Governments have grown increasingly complex and costly. When funding comes not just from taxation but from money printing, the entire economy bears hidden costs in inflation, reduced purchasing power, and unpredictable policy shifts. Many families find themselves working longer just to maintain their standard of living, while the rules keep changing. It’s not a moral failing of any one leader—it’s a structural flaw in a system with no real competition.
In the digital age, we’ve grown used to choice. We switch software, service providers, and platforms when they don’t serve us. But in the physical and political world, the “off-ramp” is still heavily restricted.
Seasteading: The Physical Off-Ramp
Seasteading is not about escaping responsibility. It’s about restoring choice. It’s the idea that families could own a mobile, self-sustaining home on the water—one that allows them to move freely, live sustainably, and choose the legal environment that best aligns with their values.
Imagine a single-family dwelling that combines the comfort of a modern home with the mobility of a yacht, the resilience of an offshore platform, and the modularity of a building block. This is what a well-designed seastead offers. It’s a practical platform for what economists call “jurisdictional competition”: the idea that when people can freely choose where to live, governments must compete to offer fairness, efficiency, and quality public services—just like companies compete to earn your business.
Historically, breakthroughs in freedom rarely come from petitions or protests alone. They come from technology that bypasses old monopolies. The printing press broke the monopoly on information. The internet broke the monopoly on distribution. Cryptocurrency broke the monopoly on monetary issuance. Artificial intelligence is transforming how knowledge scales. A well-engineered seastead breaks the monopoly on geographic jurisdiction.
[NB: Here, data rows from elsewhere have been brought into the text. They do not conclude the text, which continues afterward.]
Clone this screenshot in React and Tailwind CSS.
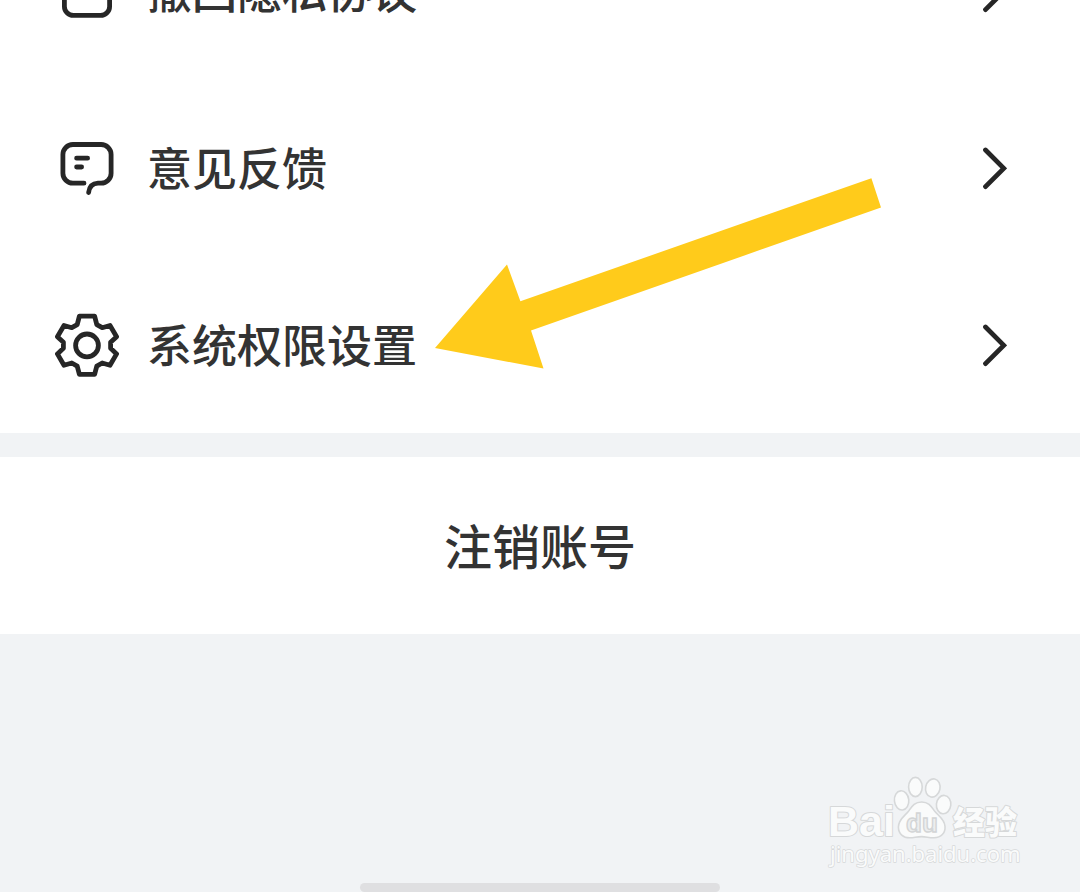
import React from 'react'

const PrivacyIcon = () => (
  <svg viewBox="0 0 64 64" className="size-16" fill="none" stroke="currentColor" strokeWidth="4.8" aria-hidden="true">
    <rect x="9.4" y="8" width="45.2" height="48.4" rx="9" />
  </svg>
)

const FeedbackIcon = () => (
  <svg
    viewBox="0 0 64 64"
    className="size-16"
    fill="none"
    stroke="currentColor"
    strokeWidth="4.8"
    strokeLinecap="round"
    aria-hidden="true"
  >
    <path d="M29 47.2H17.9a10 10 0 0 1-10-10V18.5a10 10 0 0 1 10-10h28.2a10 10 0 0 1 10 10v18.7a10 10 0 0 1-10 10H43q-8.4.4-9.4 9.4" />
    <path d="M21.6 22.2h11M21.6 31h5" />
  </svg>
)

const GearIcon = () => (
  <svg
    viewBox="0 0 64 64"
    className="size-16"
    fill="none"
    stroke="currentColor"
    strokeWidth="4.8"
    strokeLinejoin="round"
    aria-hidden="true"
  >
    <path d="M24.4 3.2h15.2l2.2 8.4 5.4 3.1 7.8-2.2 6.6 11.2-6 5.6v6l6 5.6L55 52.2l-7.8-2.2-5.4 3.1-2.2 8.2H24.4l-2.2-8.2-5.4-3.1L9 52.2 2.4 40.9l6-5.6v-6l-6-5.6L9 12.5l7.8 2.2 5.4-3.1z" />
    <circle cx="32" cy="32.4" r="11.4" />
  </svg>
)

const Chevron = () => (
  <svg
    viewBox="0 0 26 44"
    className="h-11 w-[26px]"
    fill="none"
    stroke="currentColor"
    strokeWidth="4.8"
    strokeLinecap="round"
    aria-hidden="true"
  >
    <path d="M4.5 4 22.8 22.4 4.5 40.6" />
  </svg>
)

const items = [
  { label: '撤回隐私协议', Icon: PrivacyIcon },
  { label: '意见反馈', Icon: FeedbackIcon },
  { label: '系统权限设置', Icon: GearIcon },
]

const Watermark = () => (
  <svg viewBox="0 0 204 100" className="w-[204px] h-[100px]" aria-hidden="true">
    <g fill="#fafbfb" stroke="#d6d8d9" strokeWidth="1.6">
      <ellipse cx="81.6" cy="25.4" rx="7.2" ry="9.6" transform="rotate(-6 81.6 25.4)" />
      <ellipse cx="95.4" cy="12" rx="6.8" ry="9.6" />
      <ellipse cx="112.8" cy="13" rx="7.2" ry="9.2" transform="rotate(12 112.8 13)" />
      <ellipse cx="123.6" cy="29.6" rx="7.2" ry="9.2" transform="rotate(6 123.6 29.6)" />
      <path d="M101.6 27c-7 0-9.4 4-12.6 8.6-3.6 5-10.6 8.4-10.6 16.4 0 7 5 11 11.6 10.8 4.4-.2 7-1.2 11.6-1.2s7.6 1.4 12.4 1.2c7-.2 11.6-4.6 11-11.6-.6-7.6-7.2-10.6-10.8-15.6-3.2-4.6-5.6-8.6-12.6-8.6z" />
    </g>
    <g fill="#fafbfb" stroke="#d6d8d9" strokeWidth="2" strokeLinejoin="round" paintOrder="stroke">
      <text x="8" y="61" fontSize="43" fontWeight="700" fontFamily="Liberation Sans, sans-serif">Bai</text>
      <text x="133" y="59" fontSize="32" fontWeight="900" fontFamily="Noto Sans CJK SC, sans-serif">经验</text>
      <text x="10" y="87" fontSize="22" strokeWidth="1.4" fontFamily="Noto Sans, sans-serif">jingyan.baidu.com</text>
    </g>
    <text x="86" y="57" fontSize="26" fontWeight="700" fill="#eceeef" stroke="#d3d5d6" strokeWidth="1.4" fontFamily="Liberation Sans, sans-serif">du</text>
  </svg>
)

const App = () => {
  return (
    <div className="flex flex-col min-h-screen overflow-hidden bg-[#f1f3f5] text-[#333333] font-['Noto_Sans_CJK_SC',sans-serif]">
      {/* Lista de ajustes, desplazada hacia arriba */}
      <main className="relative bg-white -mt-[98px]">
        <ul>
          {items.map(({ label, Icon }) => (
            <li key={label}>
              <button type="button" className="flex items-center gap-7 w-full h-[177px] pl-[55px] pr-[73px] text-left text-[#262626]">
                <Icon />
                <span className="flex-1 pb-0.5 text-[45px] leading-[60px] font-medium text-[#333333]">{label}</span>
                <Chevron />
              </button>
            </li>
          ))}
        </ul>

        {/* Flecha sobre la última fila */}
        <svg
          viewBox="0 0 448 192"
          className="absolute left-[434px] bottom-[64px] w-[448px] h-[192px] pointer-events-none"
          aria-hidden="true"
        >
          <path d="M1 171 73 87.4 86.4 124.2 437.4 1.2 447 30.5 97 153.5 109.5 191.5z" fill="#ffcb1b" />
        </svg>
      </main>

      <button type="button" className="mt-6 h-[177px] pb-1 bg-white text-center text-[48px] leading-[64px] font-medium">
        注销账号
      </button>

      <footer className="flex flex-col flex-1 justify-end">
        <div className="flex justify-end pr-14 pb-2">
          <Watermark />
        </div>
        <div className="self-center w-1/3 h-[9px] rounded-full bg-[#dfdfe1]" />
      </footer>
    </div>
  )
}

export default App
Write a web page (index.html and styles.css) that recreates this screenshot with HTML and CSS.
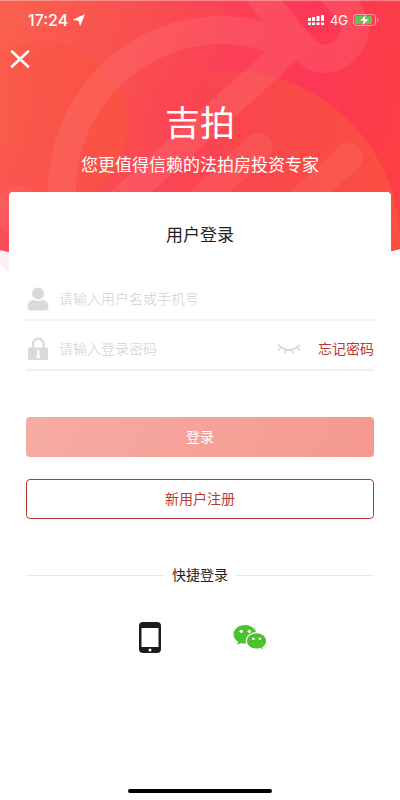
FILE: index.html
```html
<!DOCTYPE html>
<html lang="zh-CN">
<head>
<meta charset="utf-8">
<meta name="viewport" content="width=device-width, initial-scale=1">
<title>用户登录</title>
<link rel="stylesheet" href="styles.css">
</head>
<body>
<div class="screen">
  <svg class="backdrop" viewBox="0 0 400 280" preserveAspectRatio="none" aria-hidden="true">
    <defs>
      <linearGradient id="base" x1="0" y1="0.2" x2="1" y2="0.35">
        <stop offset="0" stop-color="#fa604e"/>
        <stop offset="0.3" stop-color="#f95150"/>
        <stop offset="0.55" stop-color="#fb4255"/>
        <stop offset="0.78" stop-color="#fd3855"/>
        <stop offset="1" stop-color="#fb3f46"/>
      </linearGradient>
      <linearGradient id="left" x1="0" y1="0" x2="0" y2="1">
        <stop offset="0.5" stop-color="#fb4560" stop-opacity="0"/>
        <stop offset="1" stop-color="#fb4560" stop-opacity="0.8"/>
      </linearGradient>
      <linearGradient id="disc" x1="0.1" y1="0.2" x2="1" y2="0.2">
        <stop offset="0" stop-color="#fb4556" stop-opacity="0"/>
        <stop offset="0.5" stop-color="#f9484d"/>
        <stop offset="1" stop-color="#fa5042"/>
      </linearGradient>
      <linearGradient id="orb" x1="0" y1="0" x2="1" y2="0">
        <stop offset="0" stop-color="#fa5448" stop-opacity="0"/>
        <stop offset="1" stop-color="#fa5343"/>
      </linearGradient>
      <clipPath id="edge"><path d="M0 0H400V249Q200 300 0 250Z"/></clipPath>
    </defs>
    <path d="M0 250L9 253V273Q4 269 0 264Z" fill="#fff1f2"/>
    <g clip-path="url(#edge)">
      <path d="M0 0H400V280H0Z" fill="url(#base)"/>
      <path d="M0 0H260V280H0Z" fill="url(#left)"/>
      <circle cx="228" cy="243" r="172" fill="url(#disc)"/>
      <circle cx="43" cy="125" r="84" fill="url(#orb)"/>
      <g fill="none" stroke="#ff8f90" stroke-width="28" opacity="0.19">
        <path d="M62 205V190A160 160 0 0 1 222 30Q254 30 284 44"/>
        <path d="M301 38L120 202"/>
        <path d="M254 -12L302 47Q325 71 347 47Q364 29 346 8L330 -10"/>
      </g>
      <g fill="none" stroke="#ff9a8a" stroke-width="28" stroke-linecap="round" opacity="0.14">
        <path d="M258 147L200 201M349 157L300 202"/>
      </g>
      <circle cx="20" cy="211" r="25" fill="#ff8a8a" fill-opacity="0.15"/>
    </g>
    <path d="M0 0H400V1H0Z" fill="#fff" fill-opacity="0.35"/>
  </svg>

  <header class="status">
    <div class="status-group">
      <span class="clock">17:24</span>
      <svg width="12" height="12" viewBox="0 0 12 12" aria-hidden="true"><path d="M11.500.7L7 11.500 5.800 6.500.5 5.700Z" fill="#fff" stroke="#fff" stroke-width=".6" stroke-linejoin="round"/></svg>
    </div>
    <div class="status-group">
      <svg width="18" height="12" viewBox="0 0 18 12" fill="#fff" aria-hidden="true">
        <path d="M1 4h3v3H1zM5 3h3v4H5zM9.500 2h3v5h-3zM14 1h3v6h-3z"/>
        <path d="M1 8.500h3v2.500H1zM5 8.500h3v2.500H5zM9.500 8.500h3v2.500h-3zM14 8.500h3v2.500h-3z"/>
      </svg>
      <span class="network">4G</span>
      <svg width="26" height="12" viewBox="0 0 26 12" aria-hidden="true">
        <rect x=".5" y=".5" width="22" height="11" rx="3" fill="none" stroke="#fff" stroke-opacity=".5"/>
        <rect x="2" y="2" width="17" height="8" rx="1.500" fill="#55c957"/>
        <path d="M24.300 4v4q1.200-.5 1.200-2t-1.200-2" fill="#fff" fill-opacity=".5"/>
        <path d="M13.500 0L6.500 7h4L8.500 12 16.500 5h-4.500Z" fill="#fff" stroke="#f44a50" stroke-width=".5"/>
      </svg>
    </div>
  </header>

  <button class="close" type="button" aria-label="关闭">
    <svg width="20" height="18" viewBox="0 0 20 18" aria-hidden="true"><path d="M2 1.500L18 16.500M18 1.500L2 16.500" stroke="#fff" stroke-width="2.600" stroke-linecap="round"/></svg>
  </button>

  <div class="brand">
    <h1>吉拍</h1>
    <p>您更值得信赖的法拍房投资专家</p>
  </div>

  <main class="card">
    <h2>用户登录</h2>
    <form>
      <div class="field">
        <label for="user" aria-label="用户名">
          <svg width="24" height="24" viewBox="0 0 24 24" fill="#dadada" aria-hidden="true"><circle cx="12" cy="6.500" r="6"/><path d="M1.500 20C1.500 14.500 6 13 8 13Q12 15 16 13C18 13 22.500 14.500 22.500 20Q22.500 23.500 19 23.500H5Q1.500 23.500 1.500 20Z"/></svg>
        </label>
        <input id="user" type="text" placeholder="请输入用户名或手机号">
      </div>
      <div class="field">
        <label for="password" aria-label="密码">
          <svg width="24" height="24" viewBox="0 0 24 24" aria-hidden="true"><path d="M7 11V7a5.300 5.300 0 0 1 10.600 0v4" fill="none" stroke="#dadada" stroke-width="2.200"/><rect x="2" y="10.500" width="20" height="12.500" rx="1.500" fill="#dadada"/><path d="M12.300 14V19" stroke="#fff" stroke-width="2" stroke-linecap="round"/><circle cx="12.300" cy="19.300" r="1.900" fill="#fff"/></svg>
        </label>
        <input id="password" type="password" placeholder="请输入登录密码">
        <button class="reveal" type="button" aria-label="显示密码">
          <svg width="24" height="12" viewBox="0 0 24 12" fill="none" stroke="#d2d2d2" stroke-width="1.400" stroke-linecap="round" aria-hidden="true"><path d="M1.500 2Q12 12 22.500 2M4 4.500L1.500 7M9 7L7.800 10M15 7L16 10M20 4.500L22.500 7"/></svg>
        </button>
        <a class="forgot" href="#forgot">忘记密码</a>
      </div>
      <button class="action login" type="submit">登录</button>
      <button class="action register" type="button">新用户注册</button>
    </form>

    <div class="divider"><span>快捷登录</span></div>
    <div class="quick">
      <button type="button" aria-label="手机登录">
        <svg width="36" height="36" viewBox="0 0 36 36" aria-hidden="true"><rect x="7" y="3" width="22" height="31" rx="4" fill="#1c1c1e"/><path d="M9.500 9H26.500V28H9.500Z" fill="#fff"/><circle cx="18" cy="31" r="1.500" fill="#fff"/></svg>
      </button>
      <button type="button" aria-label="微信登录">
        <svg width="36" height="36" viewBox="0 0 36 36" aria-hidden="true">
          <path d="M13 6C6.500 6 1.500 10.200 1.500 15.500C1.500 18.500 3.200 21 6 22.800L5.200 25.700 9.200 23.900Q11 24.500 13 24.500C19.500 24.500 24.500 20.500 24.500 15.500S19.500 6 13 6Z" fill="#4cc32e"/>
          <path d="M24.500 13.700C18.700 13.700 14.300 17.300 14.300 22S18.700 30.200 24.500 30.200Q26.400 30.200 28.200 29.600L31.500 31.200 30.800 28.500C33.200 27 34.700 24.700 34.700 22C34.700 17.300 30.300 13.700 24.500 13.700Z" fill="#4cc32e" stroke="#fff" stroke-width="1.200"/>
          <g fill="#fff"><circle cx="9.200" cy="12.300" r="1.600"/><circle cx="17.200" cy="12.300" r="1.600"/><circle cx="21.300" cy="19.700" r="1.300"/><circle cx="27.900" cy="19.700" r="1.300"/></g>
        </svg>
      </button>
    </div>
  </main>
  <div class="home-bar"></div>
</div>
</body>
</html>
```
FILE: styles.css
```css
* {
  box-sizing: border-box;
}

body {
  margin: 0;
  background: #fff;
  color: #1f1f1f;
  font-family: Inter, "Noto Sans CJK SC", sans-serif;
  font-size: 14px;
  line-height: 20px;
}

button,
input {
  margin: 0;
  padding: 0;
  border: 0;
  background: none;
  color: inherit;
  font: inherit;
}

button {
  cursor: pointer;
}

svg {
  display: block;
}

h1,
h2,
p {
  margin: 0;
  font-weight: 400;
}

.screen {
  position: relative;
  display: flex;
  flex-direction: column;
  min-height: 100vh;
}

.backdrop {
  position: absolute;
  z-index: -1;
  top: 0;
  left: 0;
  width: 100%;
  height: 280px;
}

.status {
  display: flex;
  justify-content: space-between;
  align-items: center;
  height: 40px;
  padding: 0 21px 0 28px;
  color: #fff;
}

.status-group {
  display: flex;
  align-items: center;
  gap: 5px;
}

.clock {
  font-size: 16px;
  font-weight: 500;
}

.network {
  font-size: 13px;
}

.close {
  align-self: flex-start;
  padding: 10px;
}

.brand {
  padding-top: 25px;
  color: #fff;
  text-align: center;
}

.brand h1 {
  font-size: 35px;
  line-height: 40px;
}

.brand p {
  padding: 10px 0 15px;
  font-size: 17px;
  line-height: 24px;
}

.card {
  flex: 1;
  margin: 0 9px;
  padding: 31px 17px;
  border-radius: 4px;
  background: #fff;
}

.card h2 {
  margin-bottom: 31px;
  font-size: 17px;
  line-height: 24px;
  text-align: center;
}

.field {
  display: flex;
  align-items: center;
  height: 50px;
  padding-top: 8px;
  border-bottom: 2px solid #f0f0f0;
}

.field:first-child {
  height: 43px;
  padding-top: 0;
}

.field input {
  flex: 1;
  min-width: 0;
  margin-left: 9px;
  outline: 0;
}

.field input::placeholder {
  color: #d0d0d0;
  font-weight: 300;
  opacity: 1;
}

.reveal {
  margin-right: 17px;
}

.forgot {
  color: #b83a30;
  text-decoration: none;
}

.action {
  display: block;
  width: 100%;
  height: 40px;
  border-radius: 4px;
}

.login {
  margin: 46px 0 22px;
  background: linear-gradient(120deg, #f6aca4, #f5988f);
  color: #fff;
}

.register {
  border: 1px solid #b83a30;
  color: #b83a30;
}

.divider {
  display: flex;
  align-items: center;
  gap: 8px;
  margin-top: 46px;
}

.divider::before,
.divider::after {
  content: "";
  flex: 1;
  height: 1px;
  background: #e8e8e8;
}

.quick {
  display: flex;
  justify-content: center;
  gap: 64px;
  margin-top: 34px;
}

.home-bar {
  align-self: center;
  width: 36%;
  height: 4px;
  margin-bottom: 7px;
  border-radius: 2px;
  background: #000;
}
```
Where Engineering Meets Freedom
The vision you’re building isn’t theoretical. It’s grounded in careful engineering that directly enables this new paradigm:
- The triangular truss frame and glass enclosure create a spacious, light-filled living space that maximizes stability and comfort.
- The three foil-shaped buoyancy legs reduce waterline area and drag, enabling smooth, fuel-efficient movement while minimizing the environmental footprint.
- RIM drive thrusters and integrated servo-tab stabilizers ensure precise, quiet control without bulky mechanical parts.
- A full solar roof enables energy independence, while a sheltered electric tender provides last-mile mobility without fossil fuels.
- Helical tension-leg anchors allow long-term, near-stationary living when desired, turning mobility into stability on demand.
- Modular rear connection points let multiple units link together, forming walkways, shared amenities, and eventually floating communities.
Every design choice serves a dual purpose: comfort and autonomy. The seastead isn’t just a boat or a house—it’s a mobile piece of infrastructure that lets people live, work, raise families, and trade on their own terms, while remaining connected to the broader world.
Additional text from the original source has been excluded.